Don’t ask me about in-dev containers – I don’t know, and I don’t care. The moment I’m forced to use Docker containers in development, I’m switching to goat farming.

Two build stages?

Since it’s been suggested to me, I have experimented with have two build stages: one that builds the virtual environment with the dependencies under /app, and one that copies /app from there and installs the application into it, which in turn is copied into the runtime image.

This should mean a much faster build when only the source code changes, but I haven’t found significant-enough improvements in a typical web application – where all of /app is significantly under 100 MB – to justify making the example more complex.

If you have huge dependencies, it might be worth trying it out, though.

A note on “unpackaged” applications

I strongly believe that a Python application should be properly packaged to enjoy the many upsides like resource management using importlib, proper executable scripts using project.scripts instead of a slapped-on scripts folder, enjoying the upsides of the src layout, and the general guardrails of a documented and well-understood structure.

I do understand why Astral added support for unpackaged apps in uv 0.4.0: if you want to go big, you have to cover all workflows, even the sloppy ones. And I do understand that people are resistant to learn another concept once things finally work – although I don’t quite understand the vehemence of the resistance. To be clear: I don’t want them to remove the feature – I just don’t think it’s something to celebrate.

Anyways, if your application isn’t packaged for whatever reason: I have added inline notes how to adjust the Dockerfile. In a nutshell, instead of installing your application in the build step, you COPY it into the runtime container after COPYing /app over.

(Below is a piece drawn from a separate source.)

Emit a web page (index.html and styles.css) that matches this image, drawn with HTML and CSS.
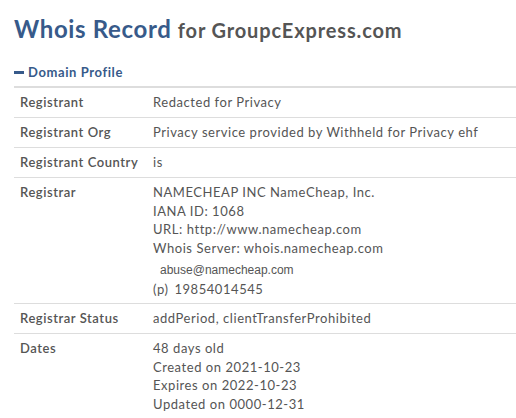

Be careful to not overwrite /app.


P.S. If you need more help with Docker, my friend Itamar Turner-Trauring has great resources for you.

History

  • 2024-11-12: Added a workaround for #9046: Use absolute paths for UV_PYTHON on uv 0.5.0+.
  • 2024-09-24: Added note on uv sync --frozen vs uv sync --locked and changed Dockerfile to --locked.
  • 2024-09-04: Adapted to 0.4.4’s UV_PROJECT_ENVIRONMENT feature.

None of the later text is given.